Here, I’ve mapped out 1000 iterations, connecting consecutive points with lines rather than just plotting them. The points almost seem to be ricocheting off of the inside of the shape. Given this behavior, it seems to me to be even more fascinating and unlikely that a cohesive shape would be formed. Yet it is.

This also explains why there is no discernible color trail in the earlier example. Even when the seed is well outside the shape, it jumps almost directly into range in the first few iterations in most cases.

## On to Flow Fields

The above experiments got me thinking that for each point on the plane, there is a “force” pulling that coordinate to its next iteration. Calling it a force is probably a bit of a stretch, but there is a vector between any point on the plane and the next consecutive point. I realized this could be represented as a flow field.

The strategy was to sample the plane as a grid of seed points and draw the “force” as a vector emanating from that seed location. Because the deltas are so large between each iteration, I first decided to represent only the direction of the vector at each point and use a unit length for magnitude. Here’s what that produced, overlaying the attractor result on top of the field.

This was pretty interesting. You can sort of see how the field contributes to the shape of the attractor’s form. What interested me most was that oval-shaped whorl in the lower right. It’s outside of the main shape itself, so it’s something you’d never have any clue about if you were just rendering the attractor form. But there it is, and it seems like it should affect the path of the initial iterations if the seed were to start out in that area. So I tried it out and came up with this animation:

The dot moving around the perimeter of the shape is the location of the seed coordinate used to initialize the attractor. Note that no matter where the seed starts, the attractor remains stable. The jagged red line is the path of the first ten iterations of the point from that seed. This gets very interesting. Indeed, when the seed starts out in that whorl, it first goes *away* from the shape, but finally loops back to join it. So my initial thought that different seeds could potentially form different initial paths was not completely off base!

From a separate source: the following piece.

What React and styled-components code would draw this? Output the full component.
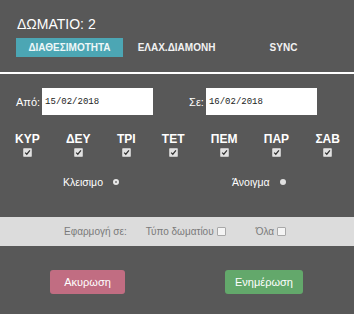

It just happens too quickly to notice in most cases.

Finally, I decided to see what the field would look like if I rendered all the vectors at full length. I thought it would just be chaotic, but in fact, it’s quite beautiful.

These are rendered with very thin, nearly transparent lines, which allows multiple lines in the same vicinity to accumulate and become more visible.

To be honest, I was stunned when I first looked at this render. Not only was I surprised that it wasn’t just a mess of lines, and not only is it visually appealing, but it seems to show the forces that are shaping the attractor. Almost as if you could suddenly see the structure of space time warping in a gravitational field.

OK, I’m a little excited and maybe exaggerating a bit. But I think this is very cool, and dare I say, could be important?

Here you can see the field and the attractor shape warping and twisting as one of the parameters is changed.

To end off, here’s a handful of images of the same attractor with random parameters, shown superimposed over their flow field. Click to view each one full size.

## Summary

Being able to view these fields gives me so many new ideas to explore. Watch this space!

This looks a lot like Flame fractals, there’s a great paper on it by Scott Draves and Erik Reckase: https://flam3.com/flame_draves.pdf

In general I think both approaches are part of the Iterated Function System family of algorithms

Yes, I’ve been reading and referring to the Flames paper for probably close to 15 years. It’s great. I find IFS to be a somewhat fuzzy term. People mean different things by it. It once had a more specific meaning, but now it gets applied to any system that iterates a function, sending the result back into the input. Most chaotic and fractal systems do just that, including the Mandelbrot set and strange attractors. While the Flames paper uses IFS functions, it doesn’t really get into the specific functions it’s using. It focuses more on the rendering, coloring, and transforming of the image pre- and post-IFS.